(Stored items from a collection)

---

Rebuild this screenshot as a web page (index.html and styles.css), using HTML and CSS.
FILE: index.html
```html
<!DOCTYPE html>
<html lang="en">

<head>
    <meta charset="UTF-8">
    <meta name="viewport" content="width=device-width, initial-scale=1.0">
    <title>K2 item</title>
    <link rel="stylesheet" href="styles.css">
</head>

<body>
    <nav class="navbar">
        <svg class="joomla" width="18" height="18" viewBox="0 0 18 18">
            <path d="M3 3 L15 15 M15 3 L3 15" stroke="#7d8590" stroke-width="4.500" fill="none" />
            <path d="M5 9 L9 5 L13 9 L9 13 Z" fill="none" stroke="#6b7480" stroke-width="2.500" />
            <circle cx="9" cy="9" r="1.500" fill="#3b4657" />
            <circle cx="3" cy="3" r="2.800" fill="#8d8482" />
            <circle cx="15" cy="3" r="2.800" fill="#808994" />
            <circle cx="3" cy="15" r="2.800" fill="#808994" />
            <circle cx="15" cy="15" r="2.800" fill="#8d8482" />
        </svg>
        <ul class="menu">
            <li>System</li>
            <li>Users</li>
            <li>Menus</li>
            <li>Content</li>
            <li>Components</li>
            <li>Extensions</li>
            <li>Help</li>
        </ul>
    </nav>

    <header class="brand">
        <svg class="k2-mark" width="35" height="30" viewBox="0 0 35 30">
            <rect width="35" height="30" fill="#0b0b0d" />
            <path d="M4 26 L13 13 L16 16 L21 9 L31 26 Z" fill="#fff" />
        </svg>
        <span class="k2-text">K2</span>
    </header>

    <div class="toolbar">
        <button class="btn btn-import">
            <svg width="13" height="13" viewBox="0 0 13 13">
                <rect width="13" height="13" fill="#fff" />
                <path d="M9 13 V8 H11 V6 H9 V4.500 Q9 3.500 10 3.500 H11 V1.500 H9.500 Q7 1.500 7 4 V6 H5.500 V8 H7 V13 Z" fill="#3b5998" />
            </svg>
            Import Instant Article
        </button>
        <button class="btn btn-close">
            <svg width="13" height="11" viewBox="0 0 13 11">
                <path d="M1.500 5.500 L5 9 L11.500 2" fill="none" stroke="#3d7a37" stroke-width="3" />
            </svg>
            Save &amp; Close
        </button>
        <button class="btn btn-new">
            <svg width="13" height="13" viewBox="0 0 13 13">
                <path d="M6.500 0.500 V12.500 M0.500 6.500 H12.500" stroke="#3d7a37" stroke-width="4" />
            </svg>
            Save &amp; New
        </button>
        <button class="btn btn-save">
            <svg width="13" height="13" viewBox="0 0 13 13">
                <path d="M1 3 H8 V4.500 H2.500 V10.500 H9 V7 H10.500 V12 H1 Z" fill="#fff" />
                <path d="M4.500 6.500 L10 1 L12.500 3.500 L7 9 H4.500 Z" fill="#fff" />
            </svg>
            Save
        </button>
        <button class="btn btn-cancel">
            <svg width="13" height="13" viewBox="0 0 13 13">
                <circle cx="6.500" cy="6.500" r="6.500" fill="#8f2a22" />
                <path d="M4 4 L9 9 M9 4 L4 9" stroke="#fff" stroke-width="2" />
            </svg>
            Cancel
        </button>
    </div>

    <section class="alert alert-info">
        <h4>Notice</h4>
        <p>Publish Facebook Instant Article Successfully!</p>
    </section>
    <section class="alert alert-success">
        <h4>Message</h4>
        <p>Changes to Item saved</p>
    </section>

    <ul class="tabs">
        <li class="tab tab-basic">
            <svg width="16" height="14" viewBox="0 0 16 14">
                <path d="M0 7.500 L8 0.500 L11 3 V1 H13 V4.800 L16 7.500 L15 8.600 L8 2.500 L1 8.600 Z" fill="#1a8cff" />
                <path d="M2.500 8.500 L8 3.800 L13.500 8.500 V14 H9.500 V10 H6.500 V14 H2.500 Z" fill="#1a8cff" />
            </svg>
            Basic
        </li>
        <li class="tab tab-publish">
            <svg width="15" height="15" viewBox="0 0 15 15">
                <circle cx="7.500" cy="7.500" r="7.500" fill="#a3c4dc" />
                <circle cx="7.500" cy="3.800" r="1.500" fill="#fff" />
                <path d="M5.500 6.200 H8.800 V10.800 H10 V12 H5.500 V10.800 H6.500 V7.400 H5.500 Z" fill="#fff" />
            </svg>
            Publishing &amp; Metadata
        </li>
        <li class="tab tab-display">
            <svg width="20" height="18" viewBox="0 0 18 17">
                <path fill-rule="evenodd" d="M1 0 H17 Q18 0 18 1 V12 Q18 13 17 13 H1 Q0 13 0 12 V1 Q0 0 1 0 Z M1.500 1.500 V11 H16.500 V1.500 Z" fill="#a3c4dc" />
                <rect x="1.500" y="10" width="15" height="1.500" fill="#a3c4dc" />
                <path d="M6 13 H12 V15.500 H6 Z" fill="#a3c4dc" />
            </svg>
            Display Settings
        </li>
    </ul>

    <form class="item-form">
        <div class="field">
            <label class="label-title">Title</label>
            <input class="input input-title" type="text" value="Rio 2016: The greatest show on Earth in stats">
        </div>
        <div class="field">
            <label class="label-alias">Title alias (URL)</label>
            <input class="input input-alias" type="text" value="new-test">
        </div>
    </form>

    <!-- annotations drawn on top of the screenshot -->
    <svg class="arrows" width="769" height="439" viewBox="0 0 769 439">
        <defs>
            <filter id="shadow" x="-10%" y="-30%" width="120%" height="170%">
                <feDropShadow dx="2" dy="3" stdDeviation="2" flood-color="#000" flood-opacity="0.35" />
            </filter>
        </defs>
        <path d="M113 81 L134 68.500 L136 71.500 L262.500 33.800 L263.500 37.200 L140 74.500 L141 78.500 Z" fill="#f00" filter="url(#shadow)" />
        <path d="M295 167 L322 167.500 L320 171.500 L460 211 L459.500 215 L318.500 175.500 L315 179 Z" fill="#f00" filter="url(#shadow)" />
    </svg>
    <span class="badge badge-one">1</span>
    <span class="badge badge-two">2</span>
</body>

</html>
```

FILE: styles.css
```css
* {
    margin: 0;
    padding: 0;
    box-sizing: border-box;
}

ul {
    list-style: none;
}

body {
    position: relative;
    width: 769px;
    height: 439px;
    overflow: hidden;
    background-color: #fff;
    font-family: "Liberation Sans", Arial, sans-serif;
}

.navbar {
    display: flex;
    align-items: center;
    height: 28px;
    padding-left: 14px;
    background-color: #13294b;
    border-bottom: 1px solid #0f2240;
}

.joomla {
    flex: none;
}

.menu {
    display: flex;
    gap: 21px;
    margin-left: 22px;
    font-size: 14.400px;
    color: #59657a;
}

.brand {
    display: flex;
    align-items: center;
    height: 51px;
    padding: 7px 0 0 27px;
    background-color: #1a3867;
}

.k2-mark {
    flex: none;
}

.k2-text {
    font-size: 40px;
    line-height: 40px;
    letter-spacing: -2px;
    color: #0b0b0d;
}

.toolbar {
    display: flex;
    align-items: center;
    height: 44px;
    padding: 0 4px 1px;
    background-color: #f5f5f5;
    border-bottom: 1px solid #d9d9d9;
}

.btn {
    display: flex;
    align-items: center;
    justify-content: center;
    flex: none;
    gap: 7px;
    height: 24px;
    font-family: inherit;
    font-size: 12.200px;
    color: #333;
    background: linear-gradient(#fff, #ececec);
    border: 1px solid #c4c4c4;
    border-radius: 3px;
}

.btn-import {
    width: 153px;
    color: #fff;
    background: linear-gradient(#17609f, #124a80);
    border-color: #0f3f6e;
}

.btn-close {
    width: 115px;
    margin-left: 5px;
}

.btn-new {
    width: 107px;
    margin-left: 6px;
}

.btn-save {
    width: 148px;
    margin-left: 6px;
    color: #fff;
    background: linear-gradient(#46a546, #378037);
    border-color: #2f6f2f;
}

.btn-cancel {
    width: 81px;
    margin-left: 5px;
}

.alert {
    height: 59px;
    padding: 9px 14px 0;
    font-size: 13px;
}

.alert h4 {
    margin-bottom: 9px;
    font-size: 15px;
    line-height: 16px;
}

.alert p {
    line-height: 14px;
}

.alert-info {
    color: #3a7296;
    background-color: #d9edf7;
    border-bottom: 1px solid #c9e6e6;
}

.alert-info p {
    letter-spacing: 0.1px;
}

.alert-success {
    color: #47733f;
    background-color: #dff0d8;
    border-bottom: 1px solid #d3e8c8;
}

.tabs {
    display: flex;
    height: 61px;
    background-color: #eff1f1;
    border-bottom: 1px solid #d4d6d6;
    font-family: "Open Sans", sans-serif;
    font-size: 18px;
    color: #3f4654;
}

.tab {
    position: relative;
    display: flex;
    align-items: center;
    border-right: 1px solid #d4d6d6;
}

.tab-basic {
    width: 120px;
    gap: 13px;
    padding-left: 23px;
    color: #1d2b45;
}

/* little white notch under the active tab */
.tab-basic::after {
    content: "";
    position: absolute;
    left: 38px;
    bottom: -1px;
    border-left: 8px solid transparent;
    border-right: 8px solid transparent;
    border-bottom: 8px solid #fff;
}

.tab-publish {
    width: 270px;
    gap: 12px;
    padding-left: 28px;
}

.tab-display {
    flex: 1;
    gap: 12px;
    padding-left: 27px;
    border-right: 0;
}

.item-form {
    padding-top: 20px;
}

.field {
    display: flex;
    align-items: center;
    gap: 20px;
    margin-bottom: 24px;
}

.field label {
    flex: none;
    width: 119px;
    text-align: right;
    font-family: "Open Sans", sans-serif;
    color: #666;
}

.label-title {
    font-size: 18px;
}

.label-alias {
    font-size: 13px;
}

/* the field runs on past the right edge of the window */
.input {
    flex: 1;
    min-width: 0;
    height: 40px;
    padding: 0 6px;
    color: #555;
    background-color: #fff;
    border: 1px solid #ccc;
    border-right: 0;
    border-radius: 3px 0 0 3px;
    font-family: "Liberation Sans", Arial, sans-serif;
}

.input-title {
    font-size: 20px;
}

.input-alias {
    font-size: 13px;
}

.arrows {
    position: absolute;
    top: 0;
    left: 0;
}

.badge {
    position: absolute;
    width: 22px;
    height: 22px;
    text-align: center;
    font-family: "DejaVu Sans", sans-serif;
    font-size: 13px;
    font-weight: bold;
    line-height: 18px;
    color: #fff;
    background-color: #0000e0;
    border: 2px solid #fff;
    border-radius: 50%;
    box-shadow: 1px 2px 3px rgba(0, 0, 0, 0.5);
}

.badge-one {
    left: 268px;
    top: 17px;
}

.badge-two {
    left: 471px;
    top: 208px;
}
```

---

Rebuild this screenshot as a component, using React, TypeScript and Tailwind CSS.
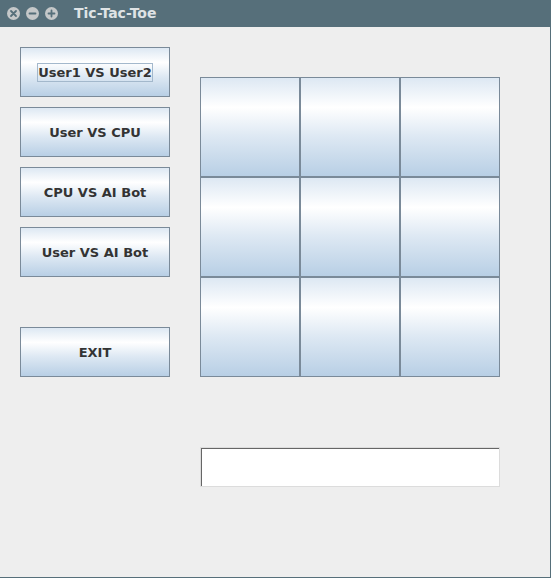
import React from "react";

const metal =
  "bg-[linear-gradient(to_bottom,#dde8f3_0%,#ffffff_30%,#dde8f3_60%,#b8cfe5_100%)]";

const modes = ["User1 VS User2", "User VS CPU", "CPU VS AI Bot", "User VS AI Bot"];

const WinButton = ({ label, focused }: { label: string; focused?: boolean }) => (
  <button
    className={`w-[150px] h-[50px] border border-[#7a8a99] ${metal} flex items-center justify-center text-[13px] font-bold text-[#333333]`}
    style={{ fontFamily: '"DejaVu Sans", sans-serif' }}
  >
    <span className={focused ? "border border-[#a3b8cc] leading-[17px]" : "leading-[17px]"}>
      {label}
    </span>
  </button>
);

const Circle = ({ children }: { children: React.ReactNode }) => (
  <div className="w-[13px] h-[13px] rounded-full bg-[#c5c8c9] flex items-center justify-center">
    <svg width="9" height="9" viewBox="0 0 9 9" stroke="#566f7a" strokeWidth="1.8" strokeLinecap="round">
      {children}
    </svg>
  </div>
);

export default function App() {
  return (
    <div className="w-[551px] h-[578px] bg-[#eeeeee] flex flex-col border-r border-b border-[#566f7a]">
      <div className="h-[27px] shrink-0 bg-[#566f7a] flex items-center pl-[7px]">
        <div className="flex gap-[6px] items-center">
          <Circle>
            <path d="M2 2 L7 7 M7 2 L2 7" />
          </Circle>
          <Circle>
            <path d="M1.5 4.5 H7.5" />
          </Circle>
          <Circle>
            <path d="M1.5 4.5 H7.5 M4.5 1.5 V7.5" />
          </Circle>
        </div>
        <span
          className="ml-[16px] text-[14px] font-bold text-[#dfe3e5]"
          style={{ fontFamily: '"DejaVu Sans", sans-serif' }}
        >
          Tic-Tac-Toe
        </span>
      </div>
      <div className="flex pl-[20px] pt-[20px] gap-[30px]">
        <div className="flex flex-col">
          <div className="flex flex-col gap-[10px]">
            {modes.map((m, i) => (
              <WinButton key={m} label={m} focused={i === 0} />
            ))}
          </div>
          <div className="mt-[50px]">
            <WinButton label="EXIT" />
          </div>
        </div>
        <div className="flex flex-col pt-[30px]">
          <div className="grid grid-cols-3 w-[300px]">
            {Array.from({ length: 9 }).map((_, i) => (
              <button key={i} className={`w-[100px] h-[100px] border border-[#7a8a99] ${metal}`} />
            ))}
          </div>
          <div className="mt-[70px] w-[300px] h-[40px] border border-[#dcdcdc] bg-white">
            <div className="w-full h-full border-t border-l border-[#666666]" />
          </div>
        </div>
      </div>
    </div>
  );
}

---

Give the number of lines in the material above that have the word "using" in them, and nothing more.

2